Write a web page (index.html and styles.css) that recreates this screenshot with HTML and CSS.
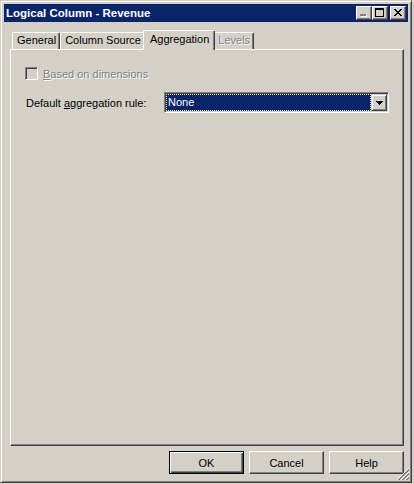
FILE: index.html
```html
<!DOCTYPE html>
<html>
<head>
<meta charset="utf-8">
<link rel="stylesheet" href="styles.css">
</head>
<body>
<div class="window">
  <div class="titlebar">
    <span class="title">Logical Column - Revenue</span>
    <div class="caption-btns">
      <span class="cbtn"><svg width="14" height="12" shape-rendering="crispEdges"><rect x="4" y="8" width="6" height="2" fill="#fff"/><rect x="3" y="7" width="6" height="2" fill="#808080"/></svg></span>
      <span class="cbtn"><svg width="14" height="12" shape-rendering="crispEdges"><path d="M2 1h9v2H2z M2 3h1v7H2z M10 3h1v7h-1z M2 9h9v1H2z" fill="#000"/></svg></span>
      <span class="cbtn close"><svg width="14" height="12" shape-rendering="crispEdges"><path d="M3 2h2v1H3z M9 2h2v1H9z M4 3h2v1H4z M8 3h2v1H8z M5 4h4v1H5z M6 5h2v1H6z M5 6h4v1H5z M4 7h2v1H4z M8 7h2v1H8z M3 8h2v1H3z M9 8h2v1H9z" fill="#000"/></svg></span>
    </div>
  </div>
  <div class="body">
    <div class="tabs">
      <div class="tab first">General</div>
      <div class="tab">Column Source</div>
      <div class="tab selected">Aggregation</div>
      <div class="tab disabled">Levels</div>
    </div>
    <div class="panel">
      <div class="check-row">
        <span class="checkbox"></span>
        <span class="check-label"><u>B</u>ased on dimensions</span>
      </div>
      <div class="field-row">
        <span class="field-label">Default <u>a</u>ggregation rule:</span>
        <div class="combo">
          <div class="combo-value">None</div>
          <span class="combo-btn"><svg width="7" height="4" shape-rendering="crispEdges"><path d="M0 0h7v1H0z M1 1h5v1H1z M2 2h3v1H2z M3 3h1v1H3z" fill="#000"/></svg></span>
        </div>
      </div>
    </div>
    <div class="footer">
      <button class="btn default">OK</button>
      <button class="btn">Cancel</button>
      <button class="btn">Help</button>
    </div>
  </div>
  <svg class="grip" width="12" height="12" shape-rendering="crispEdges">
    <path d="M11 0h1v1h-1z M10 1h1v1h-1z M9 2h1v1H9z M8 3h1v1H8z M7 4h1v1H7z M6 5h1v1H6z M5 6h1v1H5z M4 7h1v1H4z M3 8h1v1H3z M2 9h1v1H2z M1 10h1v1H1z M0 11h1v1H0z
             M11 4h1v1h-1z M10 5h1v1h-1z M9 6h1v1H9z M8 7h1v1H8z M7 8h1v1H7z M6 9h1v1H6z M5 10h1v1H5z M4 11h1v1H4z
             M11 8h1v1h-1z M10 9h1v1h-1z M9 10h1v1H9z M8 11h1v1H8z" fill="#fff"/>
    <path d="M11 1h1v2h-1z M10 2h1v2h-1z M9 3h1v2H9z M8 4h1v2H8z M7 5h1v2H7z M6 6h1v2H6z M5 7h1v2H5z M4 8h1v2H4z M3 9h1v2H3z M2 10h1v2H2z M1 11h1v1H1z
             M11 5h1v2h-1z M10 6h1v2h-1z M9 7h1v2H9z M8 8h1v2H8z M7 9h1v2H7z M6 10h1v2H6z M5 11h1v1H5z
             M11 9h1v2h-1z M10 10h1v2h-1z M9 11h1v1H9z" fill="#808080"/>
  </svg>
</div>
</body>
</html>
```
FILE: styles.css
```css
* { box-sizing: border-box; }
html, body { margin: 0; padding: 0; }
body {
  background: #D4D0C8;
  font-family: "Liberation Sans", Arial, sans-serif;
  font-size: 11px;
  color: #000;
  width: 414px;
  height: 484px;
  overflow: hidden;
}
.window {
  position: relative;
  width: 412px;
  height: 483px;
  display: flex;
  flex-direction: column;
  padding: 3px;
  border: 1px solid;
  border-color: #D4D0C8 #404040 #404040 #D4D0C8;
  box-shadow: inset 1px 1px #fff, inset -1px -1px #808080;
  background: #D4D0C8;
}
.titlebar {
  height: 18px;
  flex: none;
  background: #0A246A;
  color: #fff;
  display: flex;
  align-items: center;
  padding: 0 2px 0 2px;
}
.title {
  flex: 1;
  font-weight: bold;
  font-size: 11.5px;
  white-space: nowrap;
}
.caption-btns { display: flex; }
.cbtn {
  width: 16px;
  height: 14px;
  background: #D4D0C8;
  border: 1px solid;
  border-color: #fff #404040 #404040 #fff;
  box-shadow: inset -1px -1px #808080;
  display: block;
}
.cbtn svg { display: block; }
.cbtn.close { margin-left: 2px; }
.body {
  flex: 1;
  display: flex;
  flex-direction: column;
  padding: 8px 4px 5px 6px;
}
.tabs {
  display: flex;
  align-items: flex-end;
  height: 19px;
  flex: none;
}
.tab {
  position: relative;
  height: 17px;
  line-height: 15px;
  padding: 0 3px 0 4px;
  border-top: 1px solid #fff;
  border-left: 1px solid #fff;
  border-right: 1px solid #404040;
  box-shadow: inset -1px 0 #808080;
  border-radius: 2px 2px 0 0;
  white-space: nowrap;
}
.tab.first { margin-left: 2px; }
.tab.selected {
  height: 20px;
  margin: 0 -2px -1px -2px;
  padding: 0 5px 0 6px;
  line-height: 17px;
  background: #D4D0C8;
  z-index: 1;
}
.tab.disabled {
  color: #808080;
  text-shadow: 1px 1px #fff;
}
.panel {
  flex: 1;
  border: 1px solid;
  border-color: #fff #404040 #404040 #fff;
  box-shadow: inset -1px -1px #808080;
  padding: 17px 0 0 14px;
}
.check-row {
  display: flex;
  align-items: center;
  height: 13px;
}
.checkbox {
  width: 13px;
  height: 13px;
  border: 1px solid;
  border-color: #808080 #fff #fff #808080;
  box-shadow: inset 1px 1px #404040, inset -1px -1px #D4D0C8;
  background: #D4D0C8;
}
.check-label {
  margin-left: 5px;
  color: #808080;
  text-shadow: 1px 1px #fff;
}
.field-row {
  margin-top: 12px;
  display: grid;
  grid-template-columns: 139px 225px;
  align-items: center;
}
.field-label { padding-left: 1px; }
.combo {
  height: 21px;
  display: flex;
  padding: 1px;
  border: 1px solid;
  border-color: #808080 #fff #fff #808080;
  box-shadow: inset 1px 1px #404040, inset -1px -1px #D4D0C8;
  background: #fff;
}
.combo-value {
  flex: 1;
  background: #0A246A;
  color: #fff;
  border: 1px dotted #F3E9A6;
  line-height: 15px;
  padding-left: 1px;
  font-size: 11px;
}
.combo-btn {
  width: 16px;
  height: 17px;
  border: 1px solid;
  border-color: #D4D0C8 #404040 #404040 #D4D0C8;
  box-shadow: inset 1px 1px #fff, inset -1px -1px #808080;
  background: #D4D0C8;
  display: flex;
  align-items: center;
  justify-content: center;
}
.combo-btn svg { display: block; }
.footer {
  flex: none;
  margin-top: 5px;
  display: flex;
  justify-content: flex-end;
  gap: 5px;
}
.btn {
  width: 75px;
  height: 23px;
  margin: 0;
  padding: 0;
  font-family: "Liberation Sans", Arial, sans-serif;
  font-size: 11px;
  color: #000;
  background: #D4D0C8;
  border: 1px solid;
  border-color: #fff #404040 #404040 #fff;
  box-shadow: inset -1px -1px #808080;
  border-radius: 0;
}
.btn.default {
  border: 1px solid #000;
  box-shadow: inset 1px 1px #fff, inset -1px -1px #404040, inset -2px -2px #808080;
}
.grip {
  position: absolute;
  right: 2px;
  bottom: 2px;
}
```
.....
Aim of the task:
Reproduce all of the data exactly; the pictures do not belong in the copy.

Task answer:
Write a web page (index.html and styles.css) that recreates this screenshot with HTML and CSS.
FILE: index.html
```html
<!DOCTYPE html>
<html>
<head>
<meta charset="utf-8">
<link rel="stylesheet" href="styles.css">
</head>
<body>
<div class="window">
  <div class="titlebar">
    <span class="title">Logical Column - Revenue</span>
    <div class="caption-btns">
      <span class="cbtn"><svg width="14" height="12" shape-rendering="crispEdges"><rect x="4" y="8" width="6" height="2" fill="#fff"/><rect x="3" y="7" width="6" height="2" fill="#808080"/></svg></span>
      <span class="cbtn"><svg width="14" height="12" shape-rendering="crispEdges"><path d="M2 1h9v2H2z M2 3h1v7H2z M10 3h1v7h-1z M2 9h9v1H2z" fill="#000"/></svg></span>
      <span class="cbtn close"><svg width="14" height="12" shape-rendering="crispEdges"><path d="M3 2h2v1H3z M9 2h2v1H9z M4 3h2v1H4z M8 3h2v1H8z M5 4h4v1H5z M6 5h2v1H6z M5 6h4v1H5z M4 7h2v1H4z M8 7h2v1H8z M3 8h2v1H3z M9 8h2v1H9z" fill="#000"/></svg></span>
    </div>
  </div>
  <div class="body">
    <div class="tabs">
      <div class="tab first">General</div>
      <div class="tab">Column Source</div>
      <div class="tab selected">Aggregation</div>
      <div class="tab disabled">Levels</div>
    </div>
    <div class="panel">
      <div class="check-row">
        <span class="checkbox"></span>
        <span class="check-label"><u>B</u>ased on dimensions</span>
      </div>
      <div class="field-row">
        <span class="field-label">Default <u>a</u>ggregation rule:</span>
        <div class="combo">
          <div class="combo-value">None</div>
          <span class="combo-btn"><svg width="7" height="4" shape-rendering="crispEdges"><path d="M0 0h7v1H0z M1 1h5v1H1z M2 2h3v1H2z M3 3h1v1H3z" fill="#000"/></svg></span>
        </div>
      </div>
    </div>
    <div class="footer">
      <button class="btn default">OK</button>
      <button class="btn">Cancel</button>
      <button class="btn">Help</button>
    </div>
  </div>
  <svg class="grip" width="12" height="12" shape-rendering="crispEdges">
    <path d="M11 0h1v1h-1z M10 1h1v1h-1z M9 2h1v1H9z M8 3h1v1H8z M7 4h1v1H7z M6 5h1v1H6z M5 6h1v1H5z M4 7h1v1H4z M3 8h1v1H3z M2 9h1v1H2z M1 10h1v1H1z M0 11h1v1H0z
             M11 4h1v1h-1z M10 5h1v1h-1z M9 6h1v1H9z M8 7h1v1H8z M7 8h1v1H7z M6 9h1v1H6z M5 10h1v1H5z M4 11h1v1H4z
             M11 8h1v1h-1z M10 9h1v1h-1z M9 10h1v1H9z M8 11h1v1H8z" fill="#fff"/>
    <path d="M11 1h1v2h-1z M10 2h1v2h-1z M9 3h1v2H9z M8 4h1v2H8z M7 5h1v2H7z M6 6h1v2H6z M5 7h1v2H5z M4 8h1v2H4z M3 9h1v2H3z M2 10h1v2H2z M1 11h1v1H1z
             M11 5h1v2h-1z M10 6h1v2h-1z M9 7h1v2H9z M8 8h1v2H8z M7 9h1v2H7z M6 10h1v2H6z M5 11h1v1H5z
             M11 9h1v2h-1z M10 10h1v2h-1z M9 11h1v1H9z" fill="#808080"/>
  </svg>
</div>
</body>
</html>
```
FILE: styles.css
```css
* { box-sizing: border-box; }
html, body { margin: 0; padding: 0; }
body {
  background: #D4D0C8;
  font-family: "Liberation Sans", Arial, sans-serif;
  font-size: 11px;
  color: #000;
  width: 414px;
  height: 484px;
  overflow: hidden;
}
.window {
  position: relative;
  width: 412px;
  height: 483px;
  display: flex;
  flex-direction: column;
  padding: 3px;
  border: 1px solid;
  border-color: #D4D0C8 #404040 #404040 #D4D0C8;
  box-shadow: inset 1px 1px #fff, inset -1px -1px #808080;
  background: #D4D0C8;
}
.titlebar {
  height: 18px;
  flex: none;
  background: #0A246A;
  color: #fff;
  display: flex;
  align-items: center;
  padding: 0 2px 0 2px;
}
.title {
  flex: 1;
  font-weight: bold;
  font-size: 11.5px;
  white-space: nowrap;
}
.caption-btns { display: flex; }
.cbtn {
  width: 16px;
  height: 14px;
  background: #D4D0C8;
  border: 1px solid;
  border-color: #fff #404040 #404040 #fff;
  box-shadow: inset -1px -1px #808080;
  display: block;
}
.cbtn svg { display: block; }
.cbtn.close { margin-left: 2px; }
.body {
  flex: 1;
  display: flex;
  flex-direction: column;
  padding: 8px 4px 5px 6px;
}
.tabs {
  display: flex;
  align-items: flex-end;
  height: 19px;
  flex: none;
}
.tab {
  position: relative;
  height: 17px;
  line-height: 15px;
  padding: 0 3px 0 4px;
  border-top: 1px solid #fff;
  border-left: 1px solid #fff;
  border-right: 1px solid #404040;
  box-shadow: inset -1px 0 #808080;
  border-radius: 2px 2px 0 0;
  white-space: nowrap;
}
.tab.first { margin-left: 2px; }
.tab.selected {
  height: 20px;
  margin: 0 -2px -1px -2px;
  padding: 0 5px 0 6px;
  line-height: 17px;
  background: #D4D0C8;
  z-index: 1;
}
.tab.disabled {
  color: #808080;
  text-shadow: 1px 1px #fff;
}
.panel {
  flex: 1;
  border: 1px solid;
  border-color: #fff #404040 #404040 #fff;
  box-shadow: inset -1px -1px #808080;
  padding: 17px 0 0 14px;
}
.check-row {
  display: flex;
  align-items: center;
  height: 13px;
}
.checkbox {
  width: 13px;
  height: 13px;
  border: 1px solid;
  border-color: #808080 #fff #fff #808080;
  box-shadow: inset 1px 1px #404040, inset -1px -1px #D4D0C8;
  background: #D4D0C8;
}
.check-label {
  margin-left: 5px;
  color: #808080;
  text-shadow: 1px 1px #fff;
}
.field-row {
  margin-top: 12px;
  display: grid;
  grid-template-columns: 139px 225px;
  align-items: center;
}
.field-label { padding-left: 1px; }
.combo {
  height: 21px;
  display: flex;
  padding: 1px;
  border: 1px solid;
  border-color: #808080 #fff #fff #808080;
  box-shadow: inset 1px 1px #404040, inset -1px -1px #D4D0C8;
  background: #fff;
}
.combo-value {
  flex: 1;
  background: #0A246A;
  color: #fff;
  border: 1px dotted #F3E9A6;
  line-height: 15px;
  padding-left: 1px;
  font-size: 11px;
}
.combo-btn {
  width: 16px;
  height: 17px;
  border: 1px solid;
  border-color: #D4D0C8 #404040 #404040 #D4D0C8;
  box-shadow: inset 1px 1px #fff, inset -1px -1px #808080;
  background: #D4D0C8;
  display: flex;
  align-items: center;
  justify-content: center;
}
.combo-btn svg { display: block; }
.footer {
  flex: none;
  margin-top: 5px;
  display: flex;
  justify-content: flex-end;
  gap: 5px;
}
.btn {
  width: 75px;
  height: 23px;
  margin: 0;
  padding: 0;
  font-family: "Liberation Sans", Arial, sans-serif;
  font-size: 11px;
  color: #000;
  background: #D4D0C8;
  border: 1px solid;
  border-color: #fff #404040 #404040 #fff;
  box-shadow: inset -1px -1px #808080;
  border-radius: 0;
}
.btn.default {
  border: 1px solid #000;
  box-shadow: inset 1px 1px #fff, inset -1px -1px #404040, inset -2px -2px #808080;
}
.grip {
  position: absolute;
  right: 2px;
  bottom: 2px;
}
```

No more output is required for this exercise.